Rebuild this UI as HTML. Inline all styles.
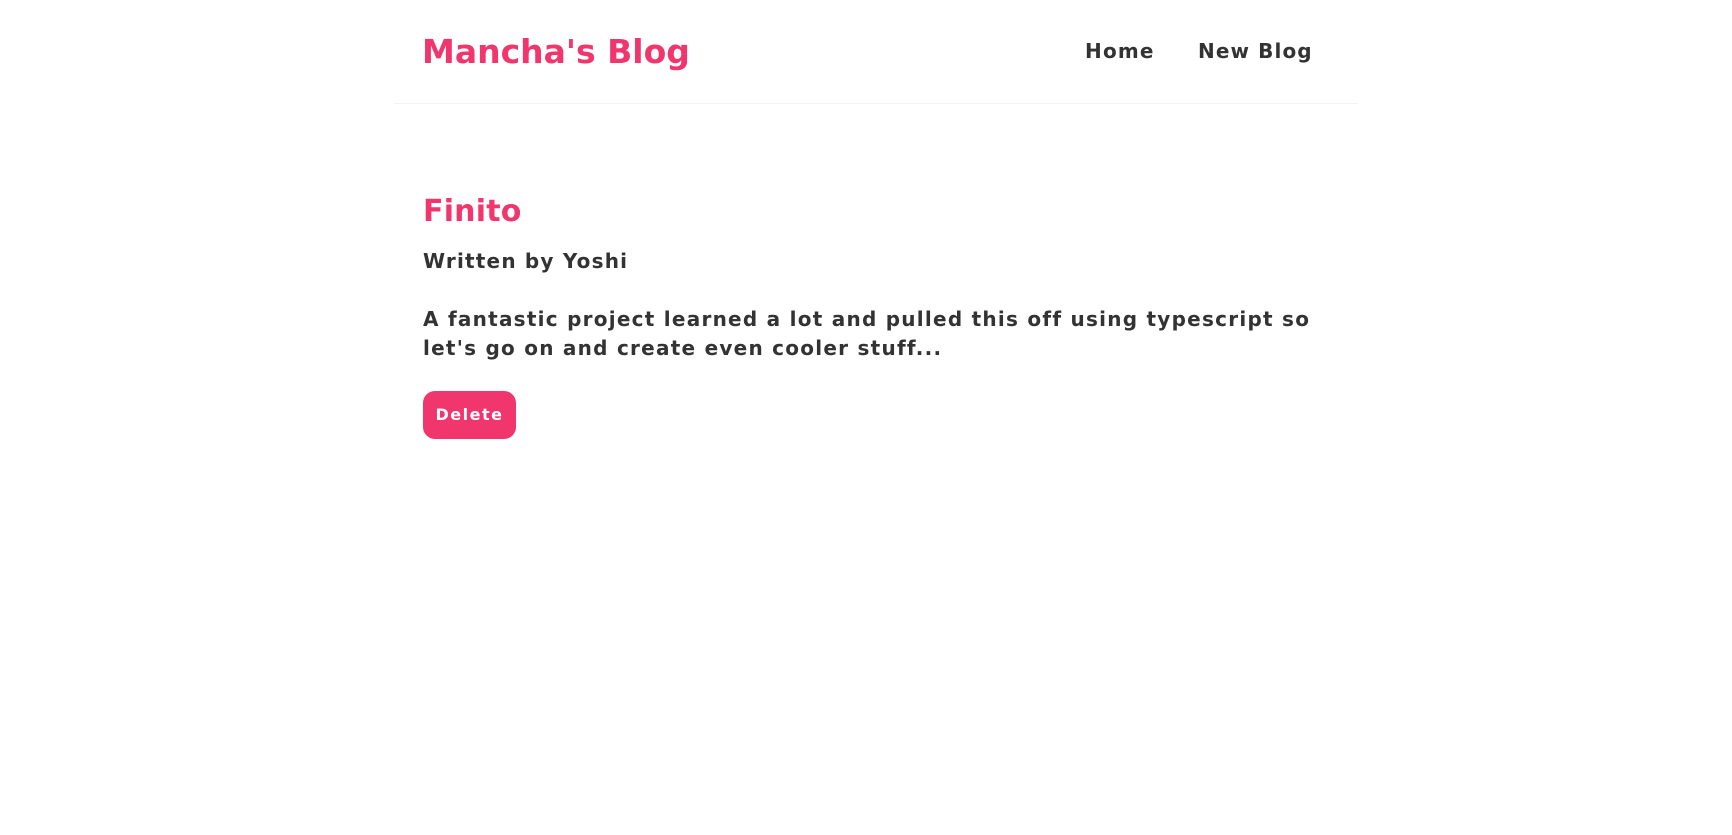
<!DOCTYPE html>
<html><head><style>
body{margin:0;background:#fff;font-family:"DejaVu Sans","Liberation Sans",sans-serif;font-weight:bold;color:#333;}
.a{position:absolute;white-space:nowrap;}
</style></head><body>
<div class="a" style="left:422px;top:32px;font-size:33px;color:#f1356d;">Mancha's Blog</div>
<div class="a" style="left:1085px;top:39px;font-size:20px;letter-spacing:1.2px;">Home</div>
<div class="a" style="left:1198px;top:39px;font-size:20px;letter-spacing:1.1px;">New Blog</div>
<div class="a" style="left:394px;top:103px;width:964px;height:1px;background:#f2f2f2;"></div>
<div class="a" style="left:423px;top:194px;font-size:30px;letter-spacing:0.2px;color:#f1356d;">Finito</div>
<div class="a" style="left:423px;top:249px;font-size:20px;letter-spacing:1.2px;">Written by Yoshi</div>
<div class="a" style="left:423px;top:305px;font-size:20px;letter-spacing:1.25px;line-height:29px;white-space:normal;width:930px;">A fantastic project learned a lot and pulled this off using typescript so let's go on and create even cooler stuff...</div>
<div class="a" style="left:423px;top:391px;width:93px;height:48px;border-radius:12px;background:#f1356d;color:#fff;font-size:16px;letter-spacing:1.5px;line-height:48px;text-align:center;">Delete</div>
</body></html>
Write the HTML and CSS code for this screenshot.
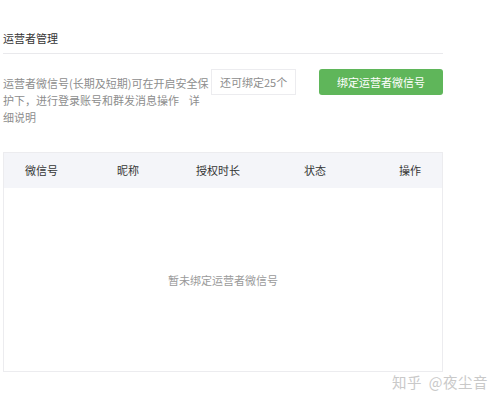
FILE: index.html
```html
<!DOCTYPE html>
<html lang="zh-CN">
<head>
<meta charset="utf-8">
<title>运营者管理</title>
<link rel="stylesheet" href="styles.css">
</head>
<body>
<div class="page">
  <div class="title">运营者管理</div>
  <div class="intro">
    <div class="desc">运营者微信号(长期及短期)可在开启安全保护下，进行登录账号和群发消息操作&nbsp;&nbsp;&nbsp; 详细说明</div>
    <div class="quota">还可绑定25个</div>
    <div class="btn">绑定运营者微信号</div>
  </div>
  <div class="table">
    <div class="thead">
      <div class="c1">微信号</div>
      <div class="c2">昵称</div>
      <div class="c3">授权时长</div>
      <div class="c4">状态</div>
      <div class="c5">操作</div>
    </div>
    <div class="tbody">暂未绑定运营者微信号</div>
  </div>
</div>
<div class="watermark">知乎 @夜尘音</div>
</body>
</html>
```
FILE: styles.css
```css
html, body {
  margin: 0;
  padding: 0;
  background: #ffffff;
}
body {
  font-family: "Noto Sans CJK SC", "Noto Sans", sans-serif;
  font-size: 11px;
  color: #353535;
  position: relative;
  width: 499px;
  height: 403px;
  overflow: hidden;
}
.page {
  padding: 30px 0 0 3px;
  width: 440px;
}
.title {
  line-height: 16px;
  padding-bottom: 7px;
  border-bottom: 1px solid #e9e9ec;
  color: #353535;
}
.intro {
  display: flex;
  align-items: flex-start;
  margin-top: 15px;
}
.desc {
  width: 207px;
  flex: none;
  padding-top: 6px;
  line-height: 17px;
  color: #8d8d8d;
}
.quota {
  flex: none;
  margin-left: 1px;
  width: 85px;
  height: 26px;
  box-sizing: border-box;
  border: 1px solid #ececef;
  padding-left: 8px;
  line-height: 24px;
  color: #8d8d8d;
}
.btn {
  flex: none;
  margin-left: 23px;
  width: 124px;
  height: 26px;
  box-sizing: border-box;
  border-radius: 3px;
  background: #5fb65a;
  color: #ffffff;
  text-align: center;
  line-height: 26px;
}
.table {
  margin-top: 26px;
  border: 1px solid #ececef;
  box-sizing: border-box;
  width: 440px;
}
.thead {
  display: grid;
  grid-template-columns: 75px 98px 82px 112px 71px;
  height: 35px;
  background: #f4f5f9;
  line-height: 35px;
  color: #353535;
  text-align: center;
}
.c5 {
  padding-left: 7px;
}
.tbody {
  height: 183px;
  display: flex;
  align-items: center;
  justify-content: center;
  color: #9a9a9a;
}
.watermark {
  position: absolute;
  left: 392px;
  top: 373px;
  font-size: 14.5px;
  line-height: 18px;
  letter-spacing: 0.5px;
  word-spacing: 3px;
  color: #c9c9c9;
  white-space: nowrap;
}
```
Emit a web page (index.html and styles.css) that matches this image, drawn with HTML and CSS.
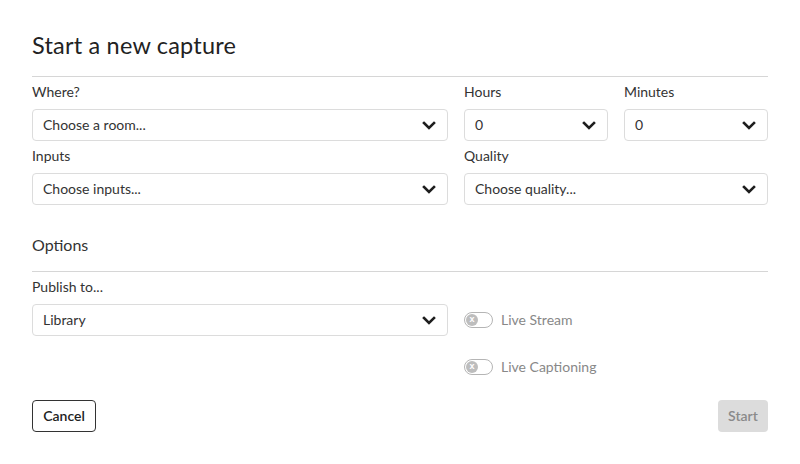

# [Problem to solve]
The word "styles" appears in how many lines of the data? Answer with only the number.

# [In response]
4